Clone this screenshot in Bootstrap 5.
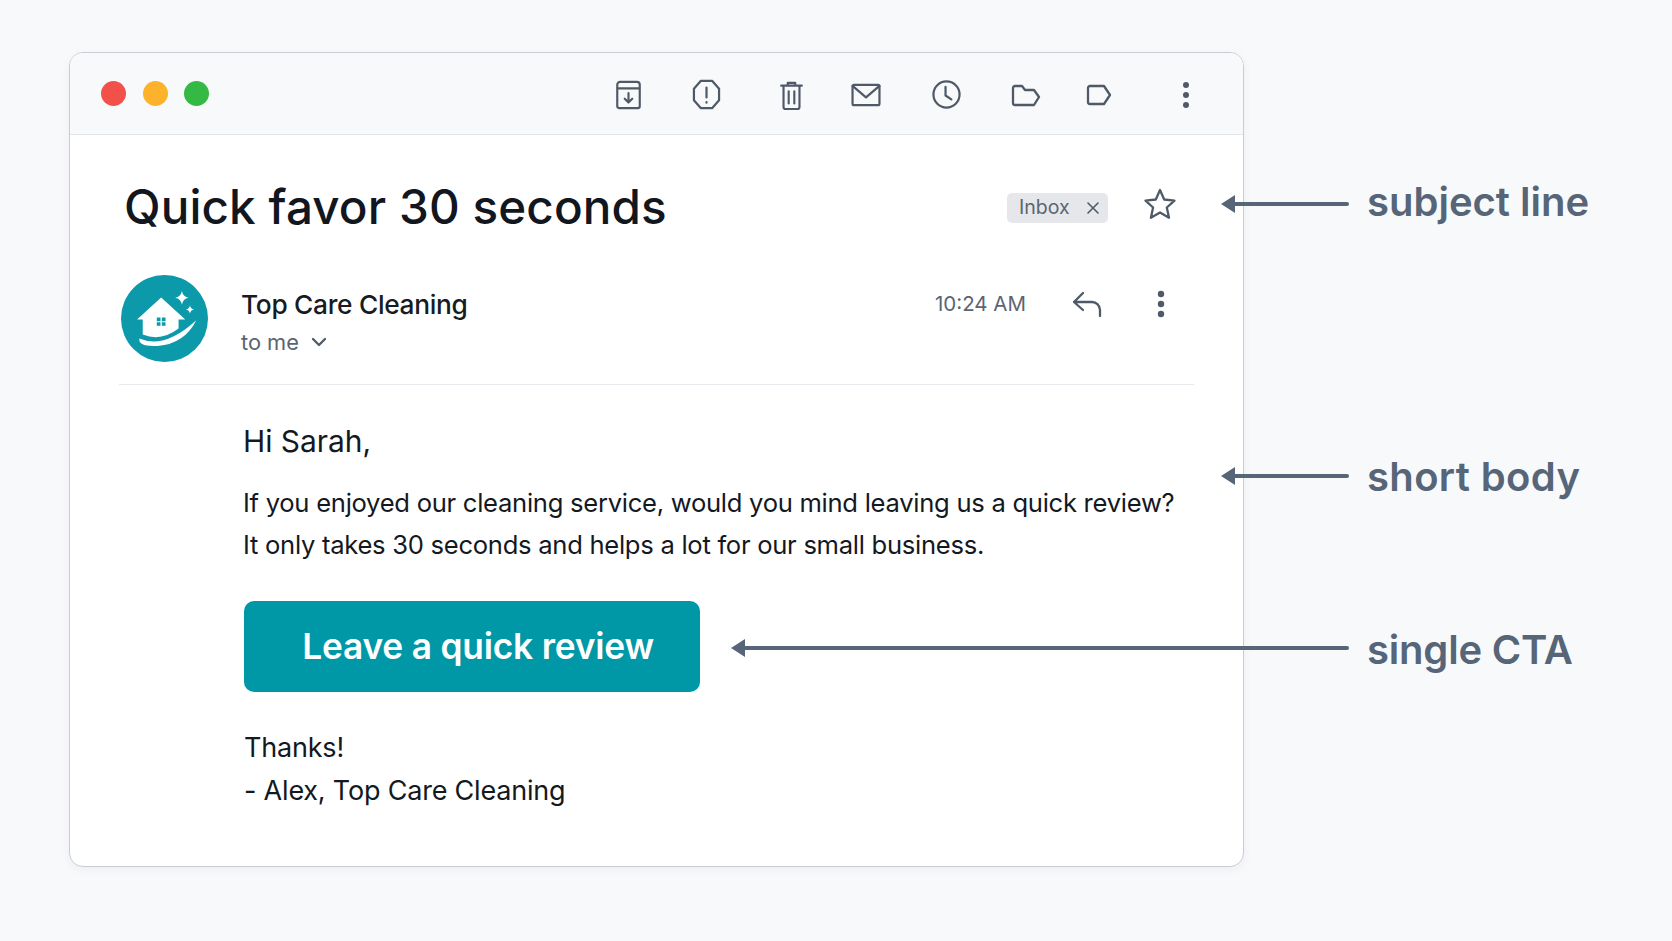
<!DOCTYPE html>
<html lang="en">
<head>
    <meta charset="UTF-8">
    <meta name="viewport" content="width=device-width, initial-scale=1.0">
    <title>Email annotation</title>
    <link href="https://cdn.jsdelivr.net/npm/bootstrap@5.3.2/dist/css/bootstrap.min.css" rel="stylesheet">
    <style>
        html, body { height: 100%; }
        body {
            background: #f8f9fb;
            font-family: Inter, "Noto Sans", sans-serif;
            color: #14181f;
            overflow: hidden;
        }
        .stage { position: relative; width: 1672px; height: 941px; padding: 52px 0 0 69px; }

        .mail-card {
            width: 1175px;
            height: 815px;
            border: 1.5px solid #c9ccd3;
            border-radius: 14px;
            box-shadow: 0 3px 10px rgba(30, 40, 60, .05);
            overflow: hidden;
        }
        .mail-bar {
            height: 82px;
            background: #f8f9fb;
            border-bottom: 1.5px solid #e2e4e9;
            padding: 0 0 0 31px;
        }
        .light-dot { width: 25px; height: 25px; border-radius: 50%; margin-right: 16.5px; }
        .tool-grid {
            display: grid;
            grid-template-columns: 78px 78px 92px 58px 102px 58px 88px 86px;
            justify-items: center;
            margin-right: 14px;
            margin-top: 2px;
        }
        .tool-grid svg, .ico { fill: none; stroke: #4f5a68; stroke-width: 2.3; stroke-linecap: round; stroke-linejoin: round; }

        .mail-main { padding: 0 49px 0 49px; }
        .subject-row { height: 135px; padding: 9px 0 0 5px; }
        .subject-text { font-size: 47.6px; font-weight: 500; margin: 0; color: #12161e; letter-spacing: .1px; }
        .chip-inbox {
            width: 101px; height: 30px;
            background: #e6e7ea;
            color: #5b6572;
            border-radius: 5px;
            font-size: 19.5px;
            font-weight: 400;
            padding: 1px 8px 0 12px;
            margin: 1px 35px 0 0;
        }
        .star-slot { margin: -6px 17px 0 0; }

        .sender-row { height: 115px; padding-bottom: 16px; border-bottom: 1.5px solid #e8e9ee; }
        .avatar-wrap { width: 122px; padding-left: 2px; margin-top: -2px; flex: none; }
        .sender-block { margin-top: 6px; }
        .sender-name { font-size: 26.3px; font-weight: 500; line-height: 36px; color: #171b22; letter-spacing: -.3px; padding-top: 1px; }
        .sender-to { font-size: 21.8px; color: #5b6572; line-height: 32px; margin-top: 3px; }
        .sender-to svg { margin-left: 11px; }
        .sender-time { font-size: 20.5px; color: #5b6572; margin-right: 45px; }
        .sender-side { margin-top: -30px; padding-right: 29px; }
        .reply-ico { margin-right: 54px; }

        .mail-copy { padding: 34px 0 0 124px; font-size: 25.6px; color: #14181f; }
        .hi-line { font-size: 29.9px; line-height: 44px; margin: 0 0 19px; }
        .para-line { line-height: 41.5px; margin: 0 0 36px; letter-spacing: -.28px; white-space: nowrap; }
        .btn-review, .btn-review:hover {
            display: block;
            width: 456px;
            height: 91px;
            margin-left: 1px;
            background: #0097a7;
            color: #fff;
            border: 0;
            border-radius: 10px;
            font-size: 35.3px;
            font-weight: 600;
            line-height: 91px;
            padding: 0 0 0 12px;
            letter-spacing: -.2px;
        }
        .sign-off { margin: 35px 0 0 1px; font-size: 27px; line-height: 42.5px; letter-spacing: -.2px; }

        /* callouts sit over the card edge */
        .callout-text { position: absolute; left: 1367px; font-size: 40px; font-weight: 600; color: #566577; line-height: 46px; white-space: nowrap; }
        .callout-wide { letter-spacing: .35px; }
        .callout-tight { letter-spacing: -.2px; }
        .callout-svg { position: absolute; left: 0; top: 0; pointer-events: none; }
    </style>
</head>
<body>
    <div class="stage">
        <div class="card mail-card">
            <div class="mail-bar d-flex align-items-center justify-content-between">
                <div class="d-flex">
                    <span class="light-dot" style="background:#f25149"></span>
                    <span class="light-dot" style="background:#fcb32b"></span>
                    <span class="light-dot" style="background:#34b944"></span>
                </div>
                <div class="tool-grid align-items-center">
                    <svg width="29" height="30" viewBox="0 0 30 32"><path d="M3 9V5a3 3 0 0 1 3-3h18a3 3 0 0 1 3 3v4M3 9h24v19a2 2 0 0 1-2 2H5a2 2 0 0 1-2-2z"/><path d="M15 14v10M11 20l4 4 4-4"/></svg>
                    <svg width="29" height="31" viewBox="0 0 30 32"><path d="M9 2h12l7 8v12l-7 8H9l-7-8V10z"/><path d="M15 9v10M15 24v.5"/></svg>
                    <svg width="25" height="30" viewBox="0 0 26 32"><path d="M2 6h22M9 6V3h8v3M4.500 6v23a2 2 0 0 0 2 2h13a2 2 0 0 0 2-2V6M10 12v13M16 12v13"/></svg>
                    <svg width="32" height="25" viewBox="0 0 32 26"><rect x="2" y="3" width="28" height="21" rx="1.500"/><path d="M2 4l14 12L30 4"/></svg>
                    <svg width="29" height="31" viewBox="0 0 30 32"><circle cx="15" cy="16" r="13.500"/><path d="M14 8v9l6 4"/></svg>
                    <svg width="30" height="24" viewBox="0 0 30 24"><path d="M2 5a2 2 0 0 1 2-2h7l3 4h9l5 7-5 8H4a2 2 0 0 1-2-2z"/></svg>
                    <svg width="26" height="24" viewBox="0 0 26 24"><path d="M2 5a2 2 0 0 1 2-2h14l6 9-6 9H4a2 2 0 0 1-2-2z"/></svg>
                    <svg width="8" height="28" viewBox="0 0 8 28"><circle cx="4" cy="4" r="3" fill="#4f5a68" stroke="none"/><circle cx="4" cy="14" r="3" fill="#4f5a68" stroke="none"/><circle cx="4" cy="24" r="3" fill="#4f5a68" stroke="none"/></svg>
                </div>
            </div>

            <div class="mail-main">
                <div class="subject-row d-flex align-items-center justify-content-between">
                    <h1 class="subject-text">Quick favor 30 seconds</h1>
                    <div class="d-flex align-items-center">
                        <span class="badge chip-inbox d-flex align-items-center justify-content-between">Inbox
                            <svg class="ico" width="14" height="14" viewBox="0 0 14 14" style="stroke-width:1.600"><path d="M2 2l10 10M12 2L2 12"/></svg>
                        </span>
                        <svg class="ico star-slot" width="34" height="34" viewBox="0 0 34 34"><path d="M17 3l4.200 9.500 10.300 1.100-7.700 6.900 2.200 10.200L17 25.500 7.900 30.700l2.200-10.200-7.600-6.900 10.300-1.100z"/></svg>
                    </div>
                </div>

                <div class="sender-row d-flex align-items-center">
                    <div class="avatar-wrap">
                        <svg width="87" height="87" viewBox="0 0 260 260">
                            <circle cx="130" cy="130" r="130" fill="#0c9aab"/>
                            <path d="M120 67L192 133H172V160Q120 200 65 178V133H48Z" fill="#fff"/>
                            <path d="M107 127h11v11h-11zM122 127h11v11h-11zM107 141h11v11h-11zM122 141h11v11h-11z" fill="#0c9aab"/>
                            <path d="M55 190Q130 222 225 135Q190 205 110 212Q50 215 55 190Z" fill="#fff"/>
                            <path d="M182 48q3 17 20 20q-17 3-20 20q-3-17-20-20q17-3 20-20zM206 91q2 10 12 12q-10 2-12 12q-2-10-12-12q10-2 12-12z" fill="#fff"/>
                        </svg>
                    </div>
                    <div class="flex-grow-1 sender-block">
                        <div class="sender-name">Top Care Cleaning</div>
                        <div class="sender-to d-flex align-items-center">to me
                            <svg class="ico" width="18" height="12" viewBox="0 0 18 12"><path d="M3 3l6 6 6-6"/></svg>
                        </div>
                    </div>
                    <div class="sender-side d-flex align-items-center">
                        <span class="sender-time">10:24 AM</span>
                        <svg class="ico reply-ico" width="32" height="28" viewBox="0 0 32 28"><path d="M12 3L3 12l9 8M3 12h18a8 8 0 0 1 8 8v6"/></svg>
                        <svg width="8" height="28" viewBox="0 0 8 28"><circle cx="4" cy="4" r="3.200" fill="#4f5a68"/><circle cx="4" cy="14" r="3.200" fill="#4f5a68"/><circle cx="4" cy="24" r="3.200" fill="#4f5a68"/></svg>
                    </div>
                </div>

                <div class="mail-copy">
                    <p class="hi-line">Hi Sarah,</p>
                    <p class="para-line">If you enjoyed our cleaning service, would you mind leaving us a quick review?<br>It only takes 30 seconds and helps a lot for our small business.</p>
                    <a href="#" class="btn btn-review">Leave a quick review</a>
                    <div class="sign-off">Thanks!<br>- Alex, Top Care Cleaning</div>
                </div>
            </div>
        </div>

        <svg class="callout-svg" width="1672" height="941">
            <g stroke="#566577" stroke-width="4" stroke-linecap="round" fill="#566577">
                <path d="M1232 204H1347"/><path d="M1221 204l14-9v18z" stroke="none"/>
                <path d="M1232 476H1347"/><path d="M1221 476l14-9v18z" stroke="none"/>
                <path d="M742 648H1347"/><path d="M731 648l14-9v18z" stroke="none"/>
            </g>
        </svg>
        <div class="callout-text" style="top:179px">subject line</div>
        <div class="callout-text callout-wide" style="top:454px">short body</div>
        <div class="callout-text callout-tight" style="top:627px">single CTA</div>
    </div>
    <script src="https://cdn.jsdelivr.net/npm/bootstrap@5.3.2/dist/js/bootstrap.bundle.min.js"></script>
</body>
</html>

****************

[WHAT IS REQUIRED]
Transcribe the opening line of the listing above, please, and every line after it through the line with "relative; width: 1672px;", word for word, without pictures.

[EXERCISE ANSWER]
Clone this screenshot in Bootstrap 5.
<!DOCTYPE html>
<html lang="en">
<head>
    <meta charset="UTF-8">
    <meta name="viewport" content="width=device-width, initial-scale=1.0">
    <title>Email annotation</title>
    <link href="https://cdn.jsdelivr.net/npm/bootstrap@5.3.2/dist/css/bootstrap.min.css" rel="stylesheet">
    <style>
        html, body { height: 100%; }
        body {
            background: #f8f9fb;
            font-family: Inter, "Noto Sans", sans-serif;
            color: #14181f;
            overflow: hidden;
        }
        .stage { position: relative; width: 1672px; height: 941px; padding: 52px 0 0 69px; }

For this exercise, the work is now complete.